The Court added that claim terms are entitled to a heavy presumption that they carry their ordinary and customary meaning to those skilled in the art in light of the claim term’s usage in the patent specification. However, noted the Court, when a patent applicant surrendered claim scope during prosecution before the PTO, the ordinary and customary meaning of a claim term may not apply. It explained that this doctrine of prosecution disclaimer does not apply where the alleged disavowal is ambiguous and that the disavowal must be both clear and unmistakable. The Court noted that the district court found that the inventor limited the “receiving means” to a “monitor” and that implicit in its determination was a finding that the inventor clearly and unmistakably surrendered any claim scope between the “receiving means” that receives first code signals as expressly recited in the claims and a “monitor” that receives first code signals.

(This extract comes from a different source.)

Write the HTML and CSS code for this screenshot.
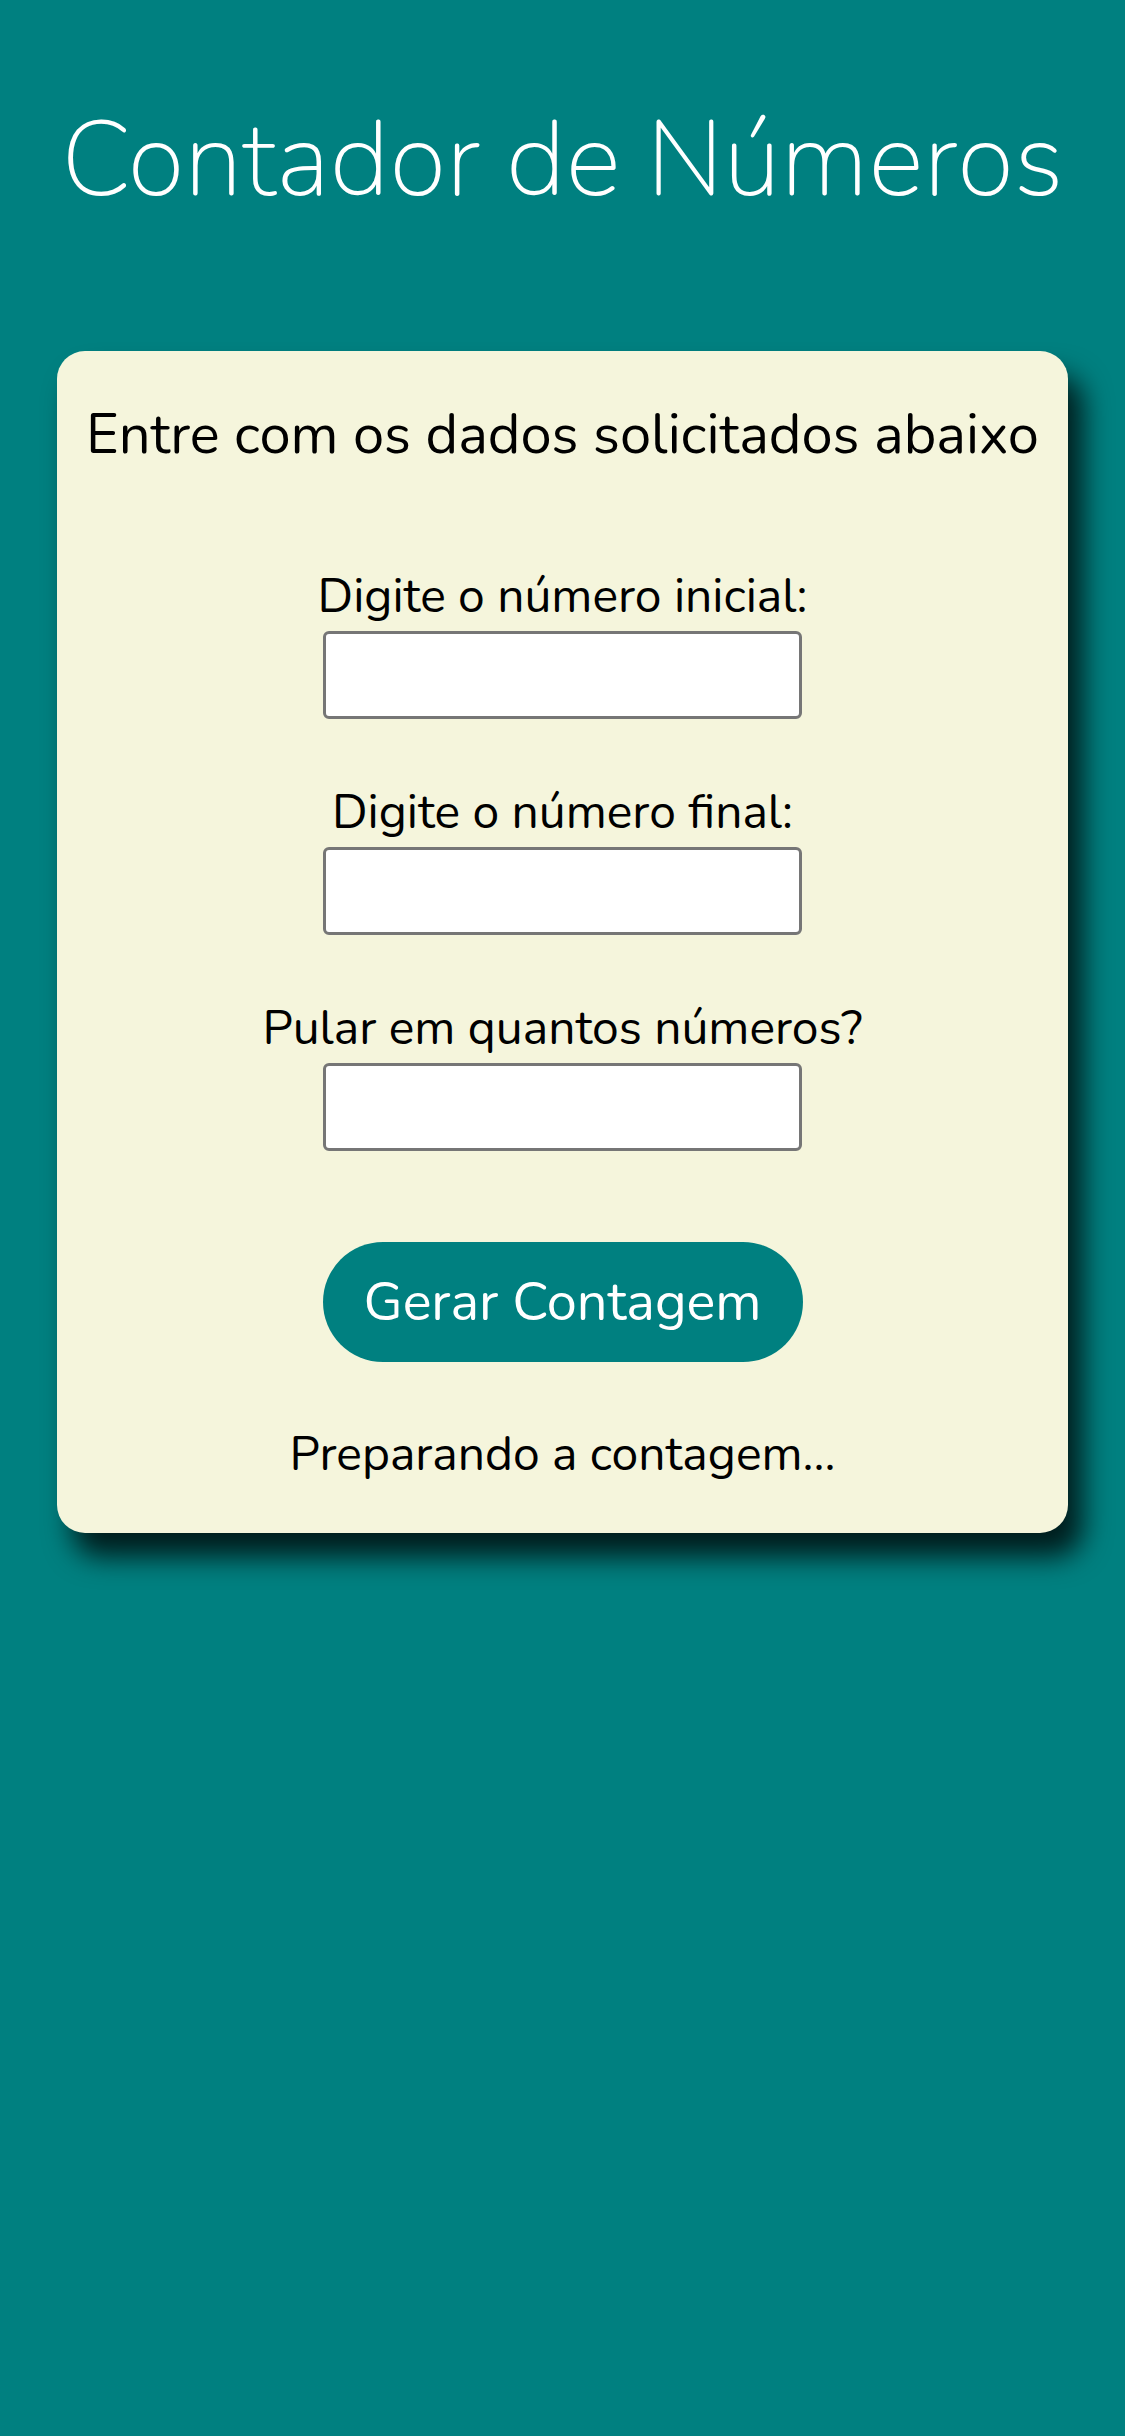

Disagreeing with the district court, the Federal Circuit concluded that the statement to the effect that the code signal was received by the monitor in the prosecution history did not amount to a clear and unmistakable surrender of claim scope. It noted that the statement was “unsupported by even a shred of evidence from the specification” and that read in isolation, the statement in the prosecution history could not be argued to be a disclaimer. Id. at 9. It observed that this statement, if taken literally, would result in an inoperable system and that Sensormatic’s own technical witness did not understand how such a system would operate. The Court stated that “[f]or a prosecution statement to prevail over the plain language of the claim, the statement must be clear and unmistakable such that the public should be entitled to rely on any ‘definitive statements made during prosecution.’” Id. at 10 (citation omitted). Accordingly, the Court concluded that this was not a case of prosecution disclaimer and that the receiving means was not limited to a monitor. Given its construction of the “receiving means” limitation, the Court found that the district court improperly granted SJ of noninfringement to Sensormatic.

The Federal Circuit then turned to the district court’s other rationale for SJ. It noted that the district court also concluded that SJ was appropriate because Sensormatic’s CCTV systems did not include a controller that generated a second code signal corresponding to a first code signal that is sent by the camera to the controller. The Federal Circuit agreed with this conclusion with respect to Sensormatic’s CCTV systems employing the RS-422 protocol and SensorNet protocols, and affirmed the district court’s grant of SJ with respect to those systems. However, with respect to Sensormatic’s CCTV systems using the Intellix IP protocols, the Court noted that it was unclear on the record before it whether address information within the data packages sent from a camera to the controller was used by the controller to address control signals to the camera. Because this fact was both material and disputed, the Court reversed the district court’s grant of SJ with respect to the Sensormatic systems using the Intellix IP protocol and remanded.

Judge Cote dissented. In a one paragraph opinion, she noted that when the prosecution history and the patent are considered together, the evidence is clear and ambiguous that Elbex’s reference to a “monitor” during prosecution was an unmistakable surrender of claim scope. She opined that Elbex made significant revisions to the claim to obtain the patent, and was now trying to recapture what it chose to abandon during prosecution.